Jordan kills three, arrests five others in 'terror raid'

Jordan kills three, arrests five others in 'terror raid'
Three militants were killed, five others arrested after a shootout on Saturday left three members of Jordan's security forces dead, a day after an officer died in a bomb blast.
2 min read
12 August, 2018
The shootout came after a home-made bomb exploded on Friday [Getty]

Three "terrorists" were killed and five others have been arrested by Jordanian security forces during a raid, after an officer was killed in a bomb blast on the outskirts of the capital, the government said Sunday.

Gunmen killed three members of Jordan's security forces in a shootout on Saturday during a raid on a "terrorist" cell a day after an officer died in a rare bomb blast.

Government spokesperson Jumana Ghneimat said that a joint unit of special forces, police and army troops raided a house in the town of Salt northwest of Amman in search of a suspected "terrorist cell".

Three members of the security forces were killed in a shootout with gunmen holed up in a building, she added.

"The suspects refused to surrender and opened heavy fire toward a joint security force," Ghneimat said in a statement.

The suspects also "blew up the building in which they were hiding, and which they had booby-trapped earlier", she said.

Ghneimat said in an update early Sunday, that the three bodies as well as automatic weapons were found under the rubble of the building, a four-storey block of apartments.

She added that two other "terrorists" were arrested, bringing the total number of people detained in Salt since Saturday to five.
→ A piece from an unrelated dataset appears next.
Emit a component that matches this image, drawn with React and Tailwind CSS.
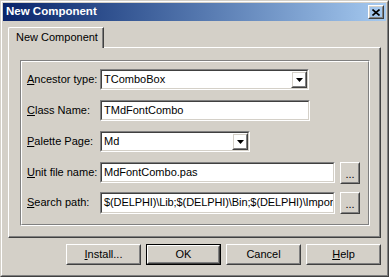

The suspects also "blew up the building in which they were hiding, and which they had booby-trapped earlier", she said, adding that part of the building "collapsed" during the raid.

Local Jordanian media, quoting medical sources in Salt, said around 20 people were wounded in the operation.

There was no immediate claim of responsibility for Friday's bomb blast, which also wounded six other members of the patrol in al-Fuhais, a mostly Christian town west of Amman.

The identities of the suspects were not known.

One of the members of the security forces wounded during the raid was in "critical condition", Ghneimat said

"A clean-up operation is still under way," she said, adding that units of the civil defence were at the scene to assess the damage at the building and sift through the rubble.